California’s dire budget situation forced $42 million in midyear cuts to the 132,000-student district’s $1.2 billion general-fund budget, and San Diego Unified faces another $50 million in cuts this year without help from the stimulus package, Mr. Rhinerson said.
The result of the district’s lobbying was a stern letter on March 17 from 26 of the state’s U.S. House members to Gov. Arnold Schwarzenegger, a Republican, and other top officials. It read, in part: “It has been suggested that the state has some ability to intercept stabilization funds. ... It does not.” The letter’s endorsers included House Education and Labor Committee Chairman George Miller, D-Calif.
Local Officials Protest
It’s not just school districts keeping an eye on stimulus funding.
In Rhode Island, David N. Cicilline, the Democratic mayor of Providence, wrote to Secretary Duncan urging him to intervene in a plan by Gov. Carcieri to cut the state contribution to education funding by $37 million and fill the gap with federal stimulus money.

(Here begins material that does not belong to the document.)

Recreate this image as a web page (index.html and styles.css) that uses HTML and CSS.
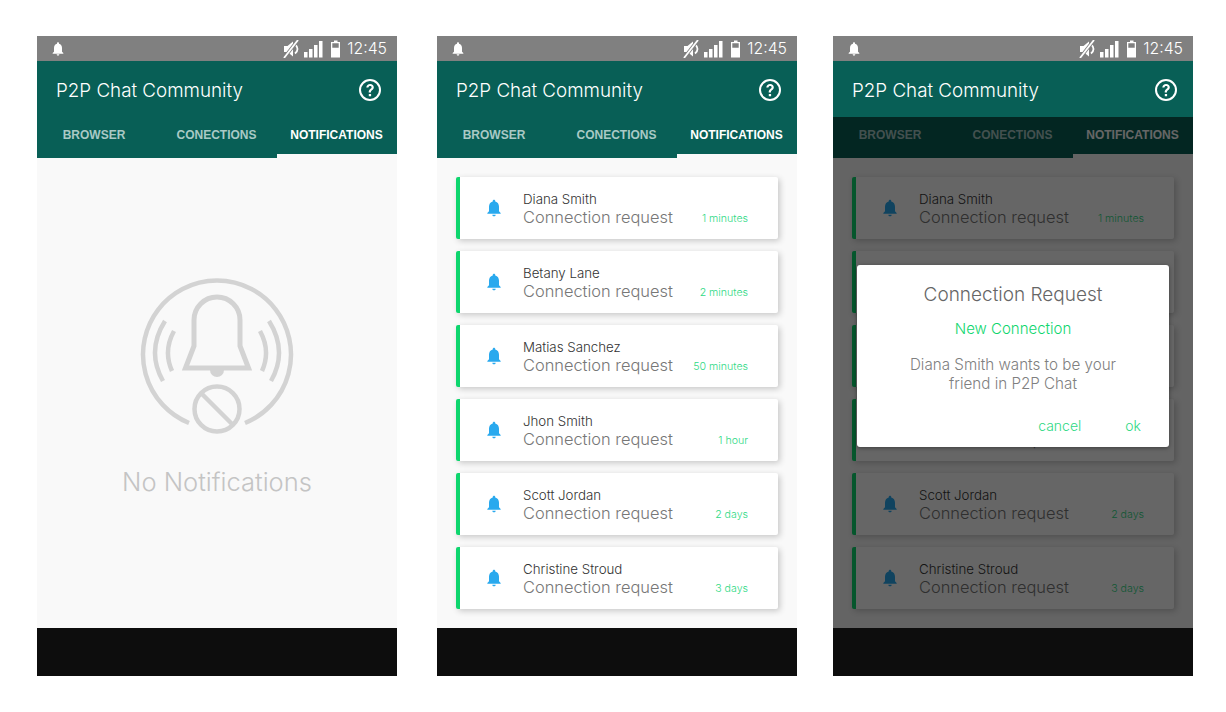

“The net result is that most districts would see a small increase, and in Providence, there’s actually a reduction in the education investment,” Mayor Cicilline said. “To take [the money] away from the children and use it to plug a budget gap is absolutely wrong.”
In defending his budget proposal, however, Gov. Carcieri said: “My budget uses the federal stimulus money as it was intended—to preserve and create jobs.”
In Ohio, Gov. Strickland has developed a complex new school funding formula, in part because the current one has been declared unconstitutional several times by the state’s high court. He’d use federal education stimulus dollars, in part, to fund the new formula.
The result would be that even though some Ohio districts, by federal estimates, are supposed to get additional money for Title I and special education under the stimulus package, many would get little or no increase over the next couple of years. That has sparked complaints from legislators.
But not everyone is complaining. David Varda, the executive director of the Ohio Association of School Business Officials, acknowledges the governor’s funding plan may seem to conflict with rules that say federal Title I and special education money must “supplement” state funds and not “supplant” them.
“But we are not in normal times,” Mr. Varda said. “The state’s broke. They’re pulling all of the ends together to get to a goal of getting all districts to have as much money as [in fiscal year 2009].
“What’s the alternative?” he said. “To lay off a bunch of teachers, and then kids don’t get the services they need?”